* SUPPLIED MATERIAL:

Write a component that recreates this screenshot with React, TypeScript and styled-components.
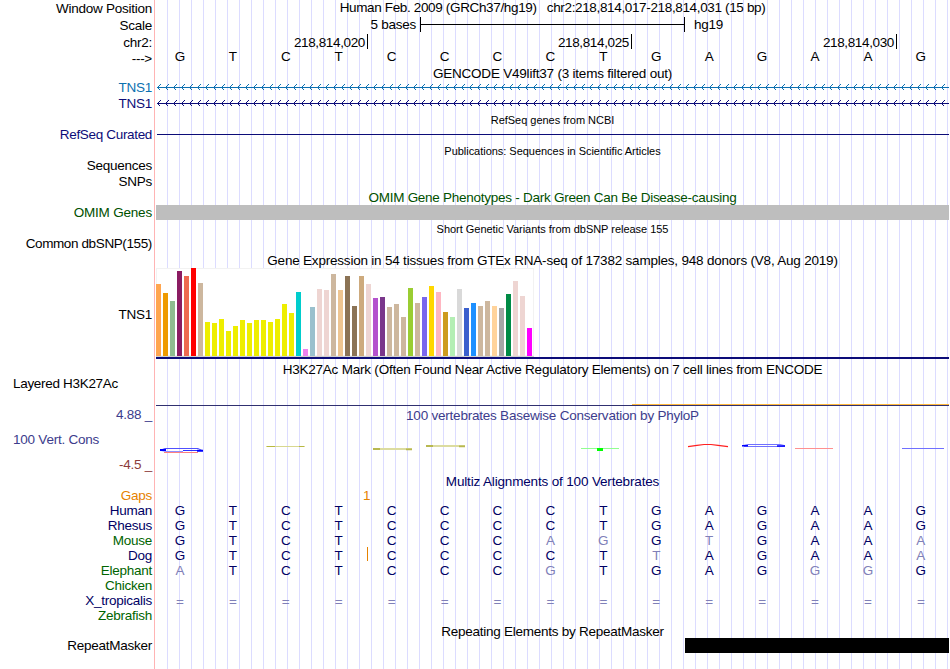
import React from 'react'
import styled, {createGlobalStyle} from 'styled-components'

const GlobalStyle = createGlobalStyle`
  body {
    margin: 0;
    background: #fff;
    overflow: hidden;
  }
`

const colors = {
  guide: '#dcdcff',
  edge: '#ffb4b4',
  navy: '#0c0c78',
  gencode: '#0c70b0',
  green: '#005000',
  species: '#000064',
  speciesAlt: '#006400',
  gap: '#e68200',
  mismatch: '#8080b8',
  cons: '#3c3c8c',
  consMin: '#8c3c3c',
}

// The default tracking is a little tight, rows adjust it with $spacing
const tracking = (spacing = 0) => `${(spacing - 0.26).toFixed(3)}px`

const Browser = styled.main`
  width: 949px;
  height: 669px;
  overflow: hidden;
  font-family: 'Liberation Sans', Arial, Helvetica, sans-serif;
  font-size: 13.5px;
  letter-spacing: ${tracking()};
  color: #000;
  white-space: pre;
  background-image: linear-gradient(
      to right,
      #fff 154px,
      ${colors.edge} 154px 155px,
      #fff 155px 167px,
      transparent 167px
    ),
    linear-gradient(to right, ${colors.guide} 1px, transparent 1px);
  background-size: 949px 100%, 12px 100%;
  background-position: 0 0, 11px 0;
  background-repeat: no-repeat, repeat;
`

const Row = styled.div<{$height: number}>`
  display: grid;
  grid-template-columns: 152px 793px;
  grid-template-rows: 100%;
  column-gap: 4px;
  height: ${({$height}) => $height}px;
`

const Label = styled.div<{$color?: string; $line?: number; $spacing?: number}>`
  color: ${({$color}) => $color || '#000'};
  line-height: ${({$line}) => $line || 15}px;
  letter-spacing: ${({$spacing}) => tracking($spacing)};
  text-align: right;
`

const LeftLabel = styled(Label)`
  text-align: left;
  padding-left: 13px;
`

const TrackTitle = styled.div<{
  $height: number
  $line?: number
  $color?: string
  $spacing?: number
}>`
  height: ${({$height}) => $height}px;
  line-height: ${({$height, $line}) => $line || $height}px;
  text-align: center;
  color: ${({$color}) => $color || '#000'};
  letter-spacing: ${({$spacing}) => tracking($spacing)};
`

const Title = styled(TrackTitle)`
  margin-left: 156px;
`

const SmallTitle = styled(Title)`
  font-size: 11px;
  letter-spacing: -0.03px;
`

const ScaleTrack = styled.div`
  display: flex;
  padding-top: 1px;
  line-height: 16px;
`

const ScaleText = styled.span`
  width: 260px;
  text-align: right;
`

const ScaleBar = styled.div`
  box-sizing: border-box;
  width: 265px;
  height: 15px;
  margin: 0 9px 0 4px;
  border: solid #000;
  border-width: 0 1px;
  background: linear-gradient(#000, #000) 0 7px / 100% 1px no-repeat;
`

const Ruler = styled.div`
  display: flex;
`

const Position = styled.div<{$width: number}>`
  box-sizing: border-box;
  width: ${({$width}) => $width}px;
  height: 15px;
  padding-right: 2px;
  border-right: 1px solid #000;
  line-height: 18px;
  letter-spacing: ${tracking(-0.1)};
  text-align: right;
`

const Bases = styled.div<{$line?: number}>`
  display: grid;
  grid-template-columns: repeat(15, 52.93px);
  margin-left: -2.5px;
  line-height: ${({$line}) => $line || 13}px;
  letter-spacing: 0;
  text-align: center;
  color: ${colors.species};
`

const RulerBases = styled(Bases)`
  color: #000;
`

const Base = styled.span<{$faded?: boolean}>`
  ${({$faded}) => $faded && `color: ${colors.mismatch};`}
`

const Insert = styled.i`
  position: absolute;
  left: 211px;
  top: -2px;
  width: 1px;
  height: 14px;
  background: ${colors.gap};
`

const Alignment = styled.div`
  position: relative;
`

const GapCount = styled.div`
  padding-left: 207px;
  line-height: 13px;
  color: ${colors.gap};
`

const Rule = styled.div`
  height: 1px;
  margin: 7px 0 0 1px;
  background: ${colors.navy};
`

const Block = styled.div<{$color: string; $start?: number}>`
  height: 15px;
  margin-left: ${({$start}) => $start || 0}px;
  background: ${({$color}) => $color};
`

const Expression = styled.div`
  border-bottom: 2px solid ${colors.navy};
`

const Chart = styled.div`
  box-sizing: border-box;
  display: flex;
  align-items: flex-end;
  gap: 2px;
  width: 378px;
  height: 89px;
  background: #fff;
  box-shadow: inset 0 0 0 1px #f2f2f2;
  border-bottom: 1px solid #d0d0d0;
`

const Bar = styled.div`
  width: 5px;
`

const Signal = styled.div`
  display: flex;
  flex-direction: column;
  align-items: flex-end;
  justify-content: flex-end;
  border-bottom: 1px solid #303070;
`

const OrangeSignal = styled.div`
  width: 317px;
  height: 1px;
  background: #ffb83c;
`

const ConsLabels = styled.div`
  display: flex;
  flex-direction: column;
  justify-content: space-between;
`

const Drawing = styled.svg`
  display: block;
`

const tan = '#cdb79e'
const yellow = '#eeee00'
const rose = '#eed5d2'

const tissues: [number, string][] = [
  [72, '#ffa54f'],
  [63, '#ee9a00'],
  [55, '#8fbc8f'],
  [85, '#8b1c62'],
  [80, '#ee6a50'],
  [88, '#ff0000'],
  [73, tan],
  [34, yellow],
  [33, yellow],
  [37, yellow],
  [25, yellow],
  [30, yellow],
  [36, yellow],
  [33, yellow],
  [36, yellow],
  [36, yellow],
  [34, yellow],
  [37, yellow],
  [52, yellow],
  [43, yellow],
  [64, '#00cdcd'],
  [7, '#ee82ee'],
  [49, '#9ac0cd'],
  [67, rose],
  [66, rose],
  [82, tan],
  [66, '#eec591'],
  [80, '#8b7355'],
  [50, '#8b7355'],
  [80, '#cdaa7d'],
  [72, rose],
  [58, '#b452cd'],
  [59, '#7a378b'],
  [49, tan],
  [52, tan],
  [39, tan],
  [68, '#9acd32'],
  [53, tan],
  [59, '#7a67ee'],
  [70, '#ffd700'],
  [64, '#ffb6c1'],
  [44, '#cd9b1d'],
  [39, '#b4eeb4'],
  [67, '#d9d9d9'],
  [48, '#3a5fcd'],
  [53, '#1e90ff'],
  [50, tan],
  [55, tan],
  [50, '#ffd39b'],
  [48, '#a6a6a6'],
  [62, '#008b45'],
  [75, rose],
  [60, rose],
  [28, '#ff00ff'],
]

const reference = 'GTCTCCCCTGAGAAG'

// Lower case letters differ from the human sequence
const species = [
  {name: 'Human', bases: reference},
  {name: 'Rhesus', bases: reference},
  {name: 'Mouse', bases: 'GTCTCCCagGtGAAa', alt: true},
  {name: 'Dog', bases: 'GTCTCCCCTtAGAAa', insert: true},
  {name: 'Elephant', bases: 'aTCTCCCgTGAGggG', alt: true},
  {name: 'Chicken', bases: '', alt: true},
  {name: 'X_tropicalis', bases: '===============', line: 15},
  {name: 'Zebrafish', bases: '', alt: true},
]

const Gene = ({color}: {color: string}) => (
  <Drawing
    width="793"
    height="15"
    fill="none"
    stroke={color}
    shapeRendering="crispEdges"
  >
    <path d="M1 7.5H793" />
    {Array.from({length: 99}, (_, i) => (
      <path key={i} d={`M${i * 8 + 4.5} 4.5l-3 3l3 3`} />
    ))}
  </Drawing>
)

const Conservation = () => (
  <Drawing width="793" height="50" fill="none">
    <path d="M8 29.5H42" stroke="#ff8080" />
    <path d="M4 27.3L9 25.5H42L46 27.5" stroke="#5050ff" />
    <path d="M5 27.5L10 28.5H27" stroke="#9090ff" />
    <path d="M27 27.5H47" stroke="#3030ff" />
    <path d="M4 27H10M41 27.7H47" stroke="#0000ff" strokeWidth="2" />
    <path d="M110 23.5H149" stroke="#d8d890" />
    <path d="M111 23.5H119M143 23.5H148" stroke="#b8b840" />
    <path d="M217 26H256" stroke="#dcdca0" strokeWidth="2" />
    <path d="M217 26H224M250 26.3H256" stroke="#b8b850" strokeWidth="1.8" />
    <path d="M270 23H309" stroke="#dcdca0" strokeWidth="2" />
    <path d="M270 23H277M303 23.3H309" stroke="#b8b850" strokeWidth="1.8" />
    <path d="M425 25.5H463" stroke="#90ff90" />
    <path d="M441 26.5H447" stroke="#00ff00" strokeWidth="3" />
    <path
      d="M532 23.7L541 22.4L548 21.5H555L562 22.4L572 23.7"
      stroke="#ff2020"
      strokeWidth="1.2"
    />
    <path
      d="M586 22.7L592 21.5H624L629 22.7M588 23.5H629"
      stroke="#7070ff"
    />
    <path d="M586 22.7H592M621 23H629" stroke="#0000ff" strokeWidth="1.6" />
    <path d="M639 25.5H677" stroke="#ff9090" />
    <path d="M746 25.5H788" stroke="#7070ff" />
  </Drawing>
)

const App = () => (
  <>
    <GlobalStyle />
    <Browser>
      <Row $height={16}>
        <Label $line={17}>Window Position</Label>
        <TrackTitle $height={15} $spacing={-0.09}>
          {'Human Feb. 2009 (GRCh37/hg19)   chr2:218,814,017-218,814,031 (15 bp)'}
        </TrackTitle>
      </Row>
      <Row $height={18}>
        <Label $line={19}>Scale</Label>
        <ScaleTrack>
          <ScaleText>5 bases</ScaleText>
          <ScaleBar />
          <span>hg19</span>
        </ScaleTrack>
      </Row>
      <Row $height={16}>
        <Label $line={18}>chr2:</Label>
        <Ruler>
          <Position $width={212}>218,814,020</Position>
          <Position $width={264}>218,814,025</Position>
          <Position $width={265}>218,814,030</Position>
        </Ruler>
      </Row>
      <Row $height={16}>
        <Label $line={17}>---&gt;</Label>
        <RulerBases $line={14}>
          {reference.split('').map((base, i) => (
            <Base key={i}>{base}</Base>
          ))}
        </RulerBases>
      </Row>
      <Title $height={14} $line={16} $spacing={0.05}>
        GENCODE V49lift37 (3 items filtered out)
      </Title>
      <Row $height={16}>
        <Label $color={colors.gencode}>TNS1</Label>
        <Gene color={colors.gencode} />
      </Row>
      <Row $height={15}>
        <Label $color={colors.navy}>TNS1</Label>
        <Gene color={colors.navy} />
      </Row>
      <SmallTitle $height={16} $line={18}>
        RefSeq genes from NCBI
      </SmallTitle>
      <Row $height={16}>
        <Label $color={colors.navy} $spacing={-0.07}>
          RefSeq Curated
        </Label>
        <Rule />
      </Row>
      <SmallTitle $height={16}>
        Publications: Sequences in Scientific Articles
      </SmallTitle>
      <Row $height={16}>
        <Label $line={13}>Sequences</Label>
      </Row>
      <Row $height={15}>
        <Label $line={13}>SNPs</Label>
      </Row>
      <Title $height={15} $color={colors.green}>
        OMIM Gene Phenotypes - Dark Green Can Be Disease-causing
      </Title>
      <Row $height={15}>
        <Label $color={colors.green} $spacing={0.07}>
          OMIM Genes
        </Label>
        <Block $color="#bebebe" />
      </Row>
      <SmallTitle $height={16} $line={18}>
        Short Genetic Variants from dbSNP release 155
      </SmallTitle>
      <Row $height={15}>
        <Label $spacing={-0.12}>Common dbSNP(155)</Label>
      </Row>
      <Title $height={17} $line={19} $spacing={0.055}>
        Gene Expression in 54 tissues from GTEx RNA-seq of 17382 samples, 948
        donors (V8, Aug 2019)
      </Title>
      <Row $height={91}>
        <Label $line={94}>TNS1</Label>
        <Expression>
          <Chart>
            {tissues.map(([height, color], i) => (
              <Bar key={i} style={{height, background: color}} />
            ))}
          </Chart>
        </Expression>
      </Row>
      <Title $height={18} $line={22} $spacing={0.045}>
        H3K27Ac Mark (Often Found Near Active Regulatory Elements) on 7 cell
        lines from ENCODE
      </Title>
      <Row $height={29}>
        <LeftLabel $line={14} $spacing={-0.05}>
          Layered H3K27Ac
        </LeftLabel>
        <Signal>
          <OrangeSignal />
        </Signal>
      </Row>
      <Row $height={17}>
        <Label $color={colors.cons} $line={18}>
          4.88 _
        </Label>
        <TrackTitle
          $height={17}
          $line={20}
          $color={colors.cons}
          $spacing={0.04}
        >
          100 vertebrates Basewise Conservation by PhyloP
        </TrackTitle>
      </Row>
      <Row $height={50}>
        <ConsLabels>
          <LeftLabel $color={colors.cons} $line={33} $spacing={0.03}>
            100 Vert. Cons
          </LeftLabel>
          <Label $color={colors.consMin} $line={17}>
            -4.5 _
          </Label>
        </ConsLabels>
        <Conservation />
      </Row>
      <Title $height={16} $line={18} $color={colors.species} $spacing={0.1}>
        Multiz Alignments of 100 Vertebrates
      </Title>
      <Row $height={15}>
        <Label $color={colors.gap} $line={13}>
          Gaps
        </Label>
        <GapCount>1</GapCount>
      </Row>
      {species.map(({name, bases, alt, insert, line}) => (
        <Row key={name} $height={15}>
          <Label
            $color={alt ? colors.speciesAlt : colors.species}
            $line={13}
          >
            {name}
          </Label>
          <Alignment>
            <Bases $line={line}>
              {bases.split('').map((base, i) => (
                <Base
                  key={i}
                  $faded={base === '=' || base !== base.toUpperCase()}
                >
                  {base.toUpperCase()}
                </Base>
              ))}
            </Bases>
            {insert && <Insert />}
          </Alignment>
        </Row>
      ))}
      <Title $height={14} $line={16}>
        Repeating Elements by RepeatMasker
      </Title>
      <Row $height={15}>
        <Label>RepeatMasker</Label>
        <Block $color="#000" $start={529} />
      </Row>
    </Browser>
  </>
)

export default App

* TASK: Go from the first line of the listing to the line holding "const tracking = (spacing" and, please, transcribe those lines exactly, both included, with no pictures.

* REPLY TO THE EXERCISE:
Write a component that recreates this screenshot with React, TypeScript and styled-components.
import React from 'react'
import styled, {createGlobalStyle} from 'styled-components'

const GlobalStyle = createGlobalStyle`
  body {
    margin: 0;
    background: #fff;
    overflow: hidden;
  }
`

const colors = {
  guide: '#dcdcff',
  edge: '#ffb4b4',
  navy: '#0c0c78',
  gencode: '#0c70b0',
  green: '#005000',
  species: '#000064',
  speciesAlt: '#006400',
  gap: '#e68200',
  mismatch: '#8080b8',
  cons: '#3c3c8c',
  consMin: '#8c3c3c',
}

// The default tracking is a little tight, rows adjust it with $spacing
const tracking = (spacing = 0) => `${(spacing - 0.26).toFixed(3)}px`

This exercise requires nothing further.